• **GIVEN PROBLEM**
Leave out the pictures; transcribe all else exactly.

• **DATASET SECTION**
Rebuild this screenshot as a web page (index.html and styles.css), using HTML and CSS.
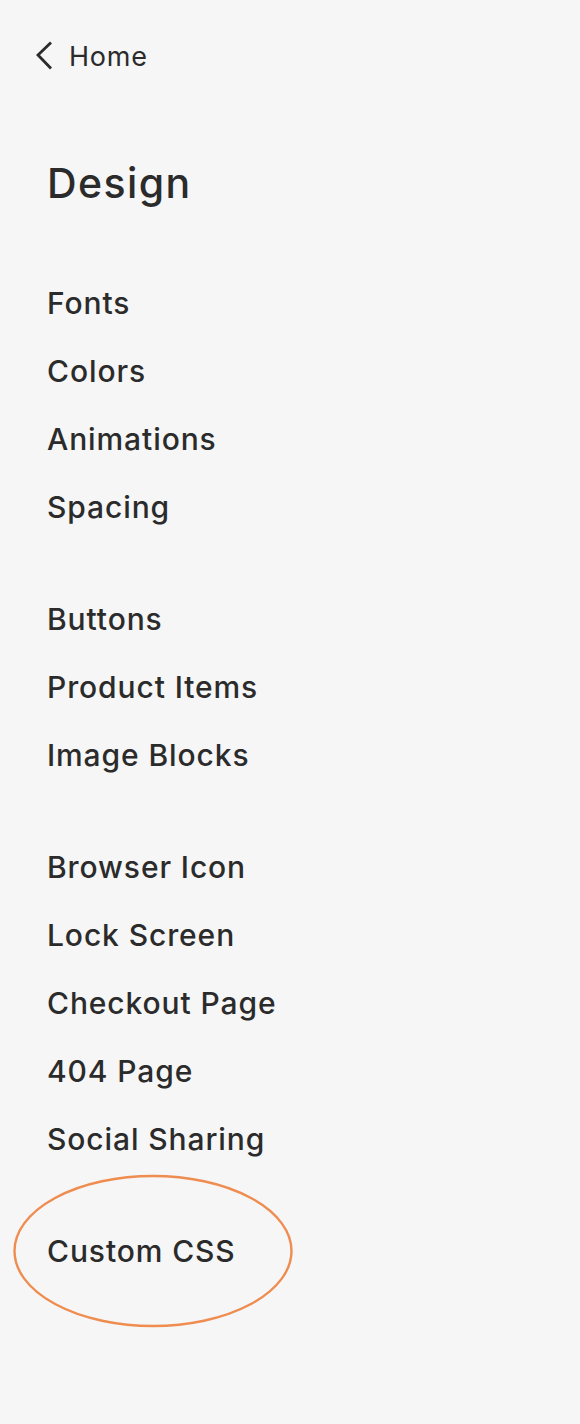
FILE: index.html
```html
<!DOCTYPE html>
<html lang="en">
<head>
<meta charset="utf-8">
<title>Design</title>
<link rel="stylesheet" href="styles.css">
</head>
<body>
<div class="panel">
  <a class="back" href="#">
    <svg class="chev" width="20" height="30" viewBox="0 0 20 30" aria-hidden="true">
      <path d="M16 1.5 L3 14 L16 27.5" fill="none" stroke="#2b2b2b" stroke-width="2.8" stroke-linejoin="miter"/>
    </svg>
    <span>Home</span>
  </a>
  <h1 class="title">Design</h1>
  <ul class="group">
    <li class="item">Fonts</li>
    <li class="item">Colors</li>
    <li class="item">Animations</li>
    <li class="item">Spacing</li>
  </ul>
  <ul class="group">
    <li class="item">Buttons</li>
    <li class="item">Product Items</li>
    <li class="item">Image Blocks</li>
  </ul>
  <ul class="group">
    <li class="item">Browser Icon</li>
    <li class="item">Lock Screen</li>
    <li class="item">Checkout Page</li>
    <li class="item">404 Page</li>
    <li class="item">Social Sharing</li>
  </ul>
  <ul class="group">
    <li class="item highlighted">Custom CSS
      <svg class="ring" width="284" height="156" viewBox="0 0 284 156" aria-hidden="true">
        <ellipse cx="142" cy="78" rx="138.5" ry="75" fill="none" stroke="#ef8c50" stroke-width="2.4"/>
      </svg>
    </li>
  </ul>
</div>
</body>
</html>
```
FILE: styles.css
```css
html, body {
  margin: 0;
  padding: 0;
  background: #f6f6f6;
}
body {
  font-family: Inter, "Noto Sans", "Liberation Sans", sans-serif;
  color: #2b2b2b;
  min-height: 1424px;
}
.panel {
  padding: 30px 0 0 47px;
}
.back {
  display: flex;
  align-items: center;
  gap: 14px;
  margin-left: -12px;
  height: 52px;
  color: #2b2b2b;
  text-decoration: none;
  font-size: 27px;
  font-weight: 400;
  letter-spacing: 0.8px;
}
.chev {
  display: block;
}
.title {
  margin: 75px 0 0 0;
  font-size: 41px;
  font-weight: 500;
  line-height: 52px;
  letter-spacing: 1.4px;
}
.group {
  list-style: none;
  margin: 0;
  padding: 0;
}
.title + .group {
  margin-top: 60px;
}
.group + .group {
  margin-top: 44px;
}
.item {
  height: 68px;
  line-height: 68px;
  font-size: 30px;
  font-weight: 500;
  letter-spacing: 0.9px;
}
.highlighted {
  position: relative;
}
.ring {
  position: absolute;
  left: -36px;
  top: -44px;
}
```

• **EXPECTED ANSWER**
Rebuild this screenshot as a web page (index.html and styles.css), using HTML and CSS.
FILE: index.html
```html
<!DOCTYPE html>
<html lang="en">
<head>
<meta charset="utf-8">
<title>Design</title>
<link rel="stylesheet" href="styles.css">
</head>
<body>
<div class="panel">
  <a class="back" href="#">
    <svg class="chev" width="20" height="30" viewBox="0 0 20 30" aria-hidden="true">
      <path d="M16 1.5 L3 14 L16 27.5" fill="none" stroke="#2b2b2b" stroke-width="2.8" stroke-linejoin="miter"/>
    </svg>
    <span>Home</span>
  </a>
  <h1 class="title">Design</h1>
  <ul class="group">
    <li class="item">Fonts</li>
    <li class="item">Colors</li>
    <li class="item">Animations</li>
    <li class="item">Spacing</li>
  </ul>
  <ul class="group">
    <li class="item">Buttons</li>
    <li class="item">Product Items</li>
    <li class="item">Image Blocks</li>
  </ul>
  <ul class="group">
    <li class="item">Browser Icon</li>
    <li class="item">Lock Screen</li>
    <li class="item">Checkout Page</li>
    <li class="item">404 Page</li>
    <li class="item">Social Sharing</li>
  </ul>
  <ul class="group">
    <li class="item highlighted">Custom CSS
      <svg class="ring" width="284" height="156" viewBox="0 0 284 156" aria-hidden="true">
        <ellipse cx="142" cy="78" rx="138.5" ry="75" fill="none" stroke="#ef8c50" stroke-width="2.4"/>
      </svg>
    </li>
  </ul>
</div>
</body>
</html>
```
FILE: styles.css
```css
html, body {
  margin: 0;
  padding: 0;
  background: #f6f6f6;
}
body {
  font-family: Inter, "Noto Sans", "Liberation Sans", sans-serif;
  color: #2b2b2b;
  min-height: 1424px;
}
.panel {
  padding: 30px 0 0 47px;
}
.back {
  display: flex;
  align-items: center;
  gap: 14px;
  margin-left: -12px;
  height: 52px;
  color: #2b2b2b;
  text-decoration: none;
  font-size: 27px;
  font-weight: 400;
  letter-spacing: 0.8px;
}
.chev {
  display: block;
}
.title {
  margin: 75px 0 0 0;
  font-size: 41px;
  font-weight: 500;
  line-height: 52px;
  letter-spacing: 1.4px;
}
.group {
  list-style: none;
  margin: 0;
  padding: 0;
}
.title + .group {
  margin-top: 60px;
}
.group + .group {
  margin-top: 44px;
}
.item {
  height: 68px;
  line-height: 68px;
  font-size: 30px;
  font-weight: 500;
  letter-spacing: 0.9px;
}
.highlighted {
  position: relative;
}
.ring {
  position: absolute;
  left: -36px;
  top: -44px;
}
```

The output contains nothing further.